» GOAL
Reproduce the complete listing without any deviation.

» PROVIDED DATA
* * * * * * *

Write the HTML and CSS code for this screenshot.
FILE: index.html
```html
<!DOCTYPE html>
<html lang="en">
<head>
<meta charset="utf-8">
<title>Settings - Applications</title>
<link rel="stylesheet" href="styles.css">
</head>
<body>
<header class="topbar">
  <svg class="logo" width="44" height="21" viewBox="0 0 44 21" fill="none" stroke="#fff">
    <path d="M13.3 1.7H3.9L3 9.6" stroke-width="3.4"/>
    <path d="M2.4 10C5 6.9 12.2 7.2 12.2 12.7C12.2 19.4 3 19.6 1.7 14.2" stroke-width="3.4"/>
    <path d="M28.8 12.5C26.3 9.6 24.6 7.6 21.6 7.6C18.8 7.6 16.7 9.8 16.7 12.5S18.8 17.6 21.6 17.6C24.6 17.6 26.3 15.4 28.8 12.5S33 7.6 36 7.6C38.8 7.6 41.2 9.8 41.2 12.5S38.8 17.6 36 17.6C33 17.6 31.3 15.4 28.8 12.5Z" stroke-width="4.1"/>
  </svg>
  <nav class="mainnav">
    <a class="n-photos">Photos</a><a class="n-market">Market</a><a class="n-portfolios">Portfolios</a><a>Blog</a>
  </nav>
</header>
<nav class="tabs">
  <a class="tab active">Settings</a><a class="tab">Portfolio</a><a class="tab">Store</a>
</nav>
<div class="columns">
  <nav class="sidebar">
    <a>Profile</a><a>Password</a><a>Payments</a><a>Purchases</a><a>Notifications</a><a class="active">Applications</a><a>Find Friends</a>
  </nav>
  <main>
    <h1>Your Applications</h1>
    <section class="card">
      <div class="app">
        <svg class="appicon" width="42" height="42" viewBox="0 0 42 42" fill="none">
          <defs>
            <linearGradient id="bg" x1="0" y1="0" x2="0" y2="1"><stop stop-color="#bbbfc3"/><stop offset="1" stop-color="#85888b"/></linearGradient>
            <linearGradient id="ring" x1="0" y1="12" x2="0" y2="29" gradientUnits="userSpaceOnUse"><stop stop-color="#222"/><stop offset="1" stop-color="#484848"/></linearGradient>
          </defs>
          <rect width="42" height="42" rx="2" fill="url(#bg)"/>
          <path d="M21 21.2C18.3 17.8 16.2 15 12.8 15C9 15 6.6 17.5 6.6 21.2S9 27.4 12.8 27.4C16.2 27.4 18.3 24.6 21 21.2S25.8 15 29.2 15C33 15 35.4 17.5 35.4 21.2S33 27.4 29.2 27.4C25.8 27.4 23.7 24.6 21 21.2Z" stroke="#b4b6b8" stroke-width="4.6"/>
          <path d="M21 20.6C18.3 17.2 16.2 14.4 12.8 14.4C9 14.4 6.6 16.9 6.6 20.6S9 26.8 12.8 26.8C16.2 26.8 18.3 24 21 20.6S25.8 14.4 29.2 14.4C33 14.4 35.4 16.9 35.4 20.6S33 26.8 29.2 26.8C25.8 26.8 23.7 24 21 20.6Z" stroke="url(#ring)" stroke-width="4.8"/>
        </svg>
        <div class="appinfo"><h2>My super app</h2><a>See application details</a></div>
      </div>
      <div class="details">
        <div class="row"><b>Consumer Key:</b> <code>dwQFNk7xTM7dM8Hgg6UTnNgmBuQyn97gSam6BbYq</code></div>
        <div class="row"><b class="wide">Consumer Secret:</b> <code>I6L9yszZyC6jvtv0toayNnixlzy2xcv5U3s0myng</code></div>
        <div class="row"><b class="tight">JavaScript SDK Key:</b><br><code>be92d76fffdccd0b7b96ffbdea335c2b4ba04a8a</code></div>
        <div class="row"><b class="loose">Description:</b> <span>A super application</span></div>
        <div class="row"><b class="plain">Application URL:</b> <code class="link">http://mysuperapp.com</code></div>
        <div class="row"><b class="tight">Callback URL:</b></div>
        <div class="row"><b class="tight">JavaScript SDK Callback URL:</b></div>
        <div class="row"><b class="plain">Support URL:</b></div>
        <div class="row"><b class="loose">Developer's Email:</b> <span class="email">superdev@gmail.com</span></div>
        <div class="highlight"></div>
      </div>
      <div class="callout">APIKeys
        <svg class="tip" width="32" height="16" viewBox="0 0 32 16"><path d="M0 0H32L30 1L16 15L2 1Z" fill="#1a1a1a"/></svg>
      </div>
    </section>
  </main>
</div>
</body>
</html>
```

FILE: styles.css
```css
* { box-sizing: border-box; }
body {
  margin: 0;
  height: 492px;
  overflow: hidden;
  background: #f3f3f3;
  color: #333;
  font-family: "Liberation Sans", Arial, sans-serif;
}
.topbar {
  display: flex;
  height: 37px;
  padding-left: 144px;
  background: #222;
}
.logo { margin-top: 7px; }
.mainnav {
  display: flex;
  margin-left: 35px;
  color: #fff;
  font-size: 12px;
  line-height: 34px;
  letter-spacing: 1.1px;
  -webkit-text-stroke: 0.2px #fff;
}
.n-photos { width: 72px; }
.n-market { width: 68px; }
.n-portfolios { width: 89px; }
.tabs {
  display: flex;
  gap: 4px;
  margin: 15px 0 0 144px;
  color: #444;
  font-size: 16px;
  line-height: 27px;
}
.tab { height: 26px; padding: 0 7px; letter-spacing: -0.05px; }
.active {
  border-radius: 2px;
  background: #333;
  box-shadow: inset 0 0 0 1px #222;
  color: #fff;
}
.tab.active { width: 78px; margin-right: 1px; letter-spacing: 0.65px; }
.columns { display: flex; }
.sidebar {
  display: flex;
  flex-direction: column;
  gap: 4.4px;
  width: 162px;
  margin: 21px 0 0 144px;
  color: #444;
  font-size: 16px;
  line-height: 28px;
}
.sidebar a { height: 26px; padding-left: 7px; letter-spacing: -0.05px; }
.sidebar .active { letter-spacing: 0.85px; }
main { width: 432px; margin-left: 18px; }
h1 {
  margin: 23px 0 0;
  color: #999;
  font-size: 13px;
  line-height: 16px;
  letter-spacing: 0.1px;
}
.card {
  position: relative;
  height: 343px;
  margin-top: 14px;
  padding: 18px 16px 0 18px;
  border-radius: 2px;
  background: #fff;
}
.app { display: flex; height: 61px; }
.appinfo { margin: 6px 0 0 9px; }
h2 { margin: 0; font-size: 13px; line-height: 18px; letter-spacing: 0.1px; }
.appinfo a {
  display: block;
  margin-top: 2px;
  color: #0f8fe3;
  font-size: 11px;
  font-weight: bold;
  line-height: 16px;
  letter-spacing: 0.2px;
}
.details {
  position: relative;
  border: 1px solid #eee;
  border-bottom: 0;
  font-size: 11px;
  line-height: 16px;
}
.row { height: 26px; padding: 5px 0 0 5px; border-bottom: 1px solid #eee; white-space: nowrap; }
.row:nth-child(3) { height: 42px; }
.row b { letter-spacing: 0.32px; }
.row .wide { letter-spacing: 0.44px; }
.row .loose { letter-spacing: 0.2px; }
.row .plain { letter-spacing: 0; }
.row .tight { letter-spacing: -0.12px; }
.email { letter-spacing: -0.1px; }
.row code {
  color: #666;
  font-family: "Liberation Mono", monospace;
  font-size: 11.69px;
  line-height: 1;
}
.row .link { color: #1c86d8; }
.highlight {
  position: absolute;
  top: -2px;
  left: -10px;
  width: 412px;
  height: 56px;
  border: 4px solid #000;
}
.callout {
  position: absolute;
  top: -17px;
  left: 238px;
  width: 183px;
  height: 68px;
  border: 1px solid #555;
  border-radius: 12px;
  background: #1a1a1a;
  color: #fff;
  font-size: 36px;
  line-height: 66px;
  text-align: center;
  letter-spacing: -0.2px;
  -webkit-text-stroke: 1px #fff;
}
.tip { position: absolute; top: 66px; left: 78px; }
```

* * * * * * *

» FINISHED EXERCISE
Write the HTML and CSS code for this screenshot.
FILE: index.html
```html
<!DOCTYPE html>
<html lang="en">
<head>
<meta charset="utf-8">
<title>Settings - Applications</title>
<link rel="stylesheet" href="styles.css">
</head>
<body>
<header class="topbar">
  <svg class="logo" width="44" height="21" viewBox="0 0 44 21" fill="none" stroke="#fff">
    <path d="M13.3 1.7H3.9L3 9.6" stroke-width="3.4"/>
    <path d="M2.4 10C5 6.9 12.2 7.2 12.2 12.7C12.2 19.4 3 19.6 1.7 14.2" stroke-width="3.4"/>
    <path d="M28.8 12.5C26.3 9.6 24.6 7.6 21.6 7.6C18.8 7.6 16.7 9.8 16.7 12.5S18.8 17.6 21.6 17.6C24.6 17.6 26.3 15.4 28.8 12.5S33 7.6 36 7.6C38.8 7.6 41.2 9.8 41.2 12.5S38.8 17.6 36 17.6C33 17.6 31.3 15.4 28.8 12.5Z" stroke-width="4.1"/>
  </svg>
  <nav class="mainnav">
    <a class="n-photos">Photos</a><a class="n-market">Market</a><a class="n-portfolios">Portfolios</a><a>Blog</a>
  </nav>
</header>
<nav class="tabs">
  <a class="tab active">Settings</a><a class="tab">Portfolio</a><a class="tab">Store</a>
</nav>
<div class="columns">
  <nav class="sidebar">
    <a>Profile</a><a>Password</a><a>Payments</a><a>Purchases</a><a>Notifications</a><a class="active">Applications</a><a>Find Friends</a>
  </nav>
  <main>
    <h1>Your Applications</h1>
    <section class="card">
      <div class="app">
        <svg class="appicon" width="42" height="42" viewBox="0 0 42 42" fill="none">
          <defs>
            <linearGradient id="bg" x1="0" y1="0" x2="0" y2="1"><stop stop-color="#bbbfc3"/><stop offset="1" stop-color="#85888b"/></linearGradient>
            <linearGradient id="ring" x1="0" y1="12" x2="0" y2="29" gradientUnits="userSpaceOnUse"><stop stop-color="#222"/><stop offset="1" stop-color="#484848"/></linearGradient>
          </defs>
          <rect width="42" height="42" rx="2" fill="url(#bg)"/>
          <path d="M21 21.2C18.3 17.8 16.2 15 12.8 15C9 15 6.6 17.5 6.6 21.2S9 27.4 12.8 27.4C16.2 27.4 18.3 24.6 21 21.2S25.8 15 29.2 15C33 15 35.4 17.5 35.4 21.2S33 27.4 29.2 27.4C25.8 27.4 23.7 24.6 21 21.2Z" stroke="#b4b6b8" stroke-width="4.6"/>
          <path d="M21 20.6C18.3 17.2 16.2 14.4 12.8 14.4C9 14.4 6.6 16.9 6.6 20.6S9 26.8 12.8 26.8C16.2 26.8 18.3 24 21 20.6S25.8 14.4 29.2 14.4C33 14.4 35.4 16.9 35.4 20.6S33 26.8 29.2 26.8C25.8 26.8 23.7 24 21 20.6Z" stroke="url(#ring)" stroke-width="4.8"/>
        </svg>
        <div class="appinfo"><h2>My super app</h2><a>See application details</a></div>
      </div>
      <div class="details">
        <div class="row"><b>Consumer Key:</b> <code>dwQFNk7xTM7dM8Hgg6UTnNgmBuQyn97gSam6BbYq</code></div>
        <div class="row"><b class="wide">Consumer Secret:</b> <code>I6L9yszZyC6jvtv0toayNnixlzy2xcv5U3s0myng</code></div>
        <div class="row"><b class="tight">JavaScript SDK Key:</b><br><code>be92d76fffdccd0b7b96ffbdea335c2b4ba04a8a</code></div>
        <div class="row"><b class="loose">Description:</b> <span>A super application</span></div>
        <div class="row"><b class="plain">Application URL:</b> <code class="link">http://mysuperapp.com</code></div>
        <div class="row"><b class="tight">Callback URL:</b></div>
        <div class="row"><b class="tight">JavaScript SDK Callback URL:</b></div>
        <div class="row"><b class="plain">Support URL:</b></div>
        <div class="row"><b class="loose">Developer's Email:</b> <span class="email">superdev@gmail.com</span></div>
        <div class="highlight"></div>
      </div>
      <div class="callout">APIKeys
        <svg class="tip" width="32" height="16" viewBox="0 0 32 16"><path d="M0 0H32L30 1L16 15L2 1Z" fill="#1a1a1a"/></svg>
      </div>
    </section>
  </main>
</div>
</body>
</html>
```

FILE: styles.css
```css
* { box-sizing: border-box; }
body {
  margin: 0;
  height: 492px;
  overflow: hidden;
  background: #f3f3f3;
  color: #333;
  font-family: "Liberation Sans", Arial, sans-serif;
}
.topbar {
  display: flex;
  height: 37px;
  padding-left: 144px;
  background: #222;
}
.logo { margin-top: 7px; }
.mainnav {
  display: flex;
  margin-left: 35px;
  color: #fff;
  font-size: 12px;
  line-height: 34px;
  letter-spacing: 1.1px;
  -webkit-text-stroke: 0.2px #fff;
}
.n-photos { width: 72px; }
.n-market { width: 68px; }
.n-portfolios { width: 89px; }
.tabs {
  display: flex;
  gap: 4px;
  margin: 15px 0 0 144px;
  color: #444;
  font-size: 16px;
  line-height: 27px;
}
.tab { height: 26px; padding: 0 7px; letter-spacing: -0.05px; }
.active {
  border-radius: 2px;
  background: #333;
  box-shadow: inset 0 0 0 1px #222;
  color: #fff;
}
.tab.active { width: 78px; margin-right: 1px; letter-spacing: 0.65px; }
.columns { display: flex; }
.sidebar {
  display: flex;
  flex-direction: column;
  gap: 4.4px;
  width: 162px;
  margin: 21px 0 0 144px;
  color: #444;
  font-size: 16px;
  line-height: 28px;
}
.sidebar a { height: 26px; padding-left: 7px; letter-spacing: -0.05px; }
.sidebar .active { letter-spacing: 0.85px; }
main { width: 432px; margin-left: 18px; }
h1 {
  margin: 23px 0 0;
  color: #999;
  font-size: 13px;
  line-height: 16px;
  letter-spacing: 0.1px;
}
.card {
  position: relative;
  height: 343px;
  margin-top: 14px;
  padding: 18px 16px 0 18px;
  border-radius: 2px;
  background: #fff;
}
.app { display: flex; height: 61px; }
.appinfo { margin: 6px 0 0 9px; }
h2 { margin: 0; font-size: 13px; line-height: 18px; letter-spacing: 0.1px; }
.appinfo a {
  display: block;
  margin-top: 2px;
  color: #0f8fe3;
  font-size: 11px;
  font-weight: bold;
  line-height: 16px;
  letter-spacing: 0.2px;
}
.details {
  position: relative;
  border: 1px solid #eee;
  border-bottom: 0;
  font-size: 11px;
  line-height: 16px;
}
.row { height: 26px; padding: 5px 0 0 5px; border-bottom: 1px solid #eee; white-space: nowrap; }
.row:nth-child(3) { height: 42px; }
.row b { letter-spacing: 0.32px; }
.row .wide { letter-spacing: 0.44px; }
.row .loose { letter-spacing: 0.2px; }
.row .plain { letter-spacing: 0; }
.row .tight { letter-spacing: -0.12px; }
.email { letter-spacing: -0.1px; }
.row code {
  color: #666;
  font-family: "Liberation Mono", monospace;
  font-size: 11.69px;
  line-height: 1;
}
.row .link { color: #1c86d8; }
.highlight {
  position: absolute;
  top: -2px;
  left: -10px;
  width: 412px;
  height: 56px;
  border: 4px solid #000;
}
.callout {
  position: absolute;
  top: -17px;
  left: 238px;
  width: 183px;
  height: 68px;
  border: 1px solid #555;
  border-radius: 12px;
  background: #1a1a1a;
  color: #fff;
  font-size: 36px;
  line-height: 66px;
  text-align: center;
  letter-spacing: -0.2px;
  -webkit-text-stroke: 1px #fff;
}
.tip { position: absolute; top: 66px; left: 78px; }
```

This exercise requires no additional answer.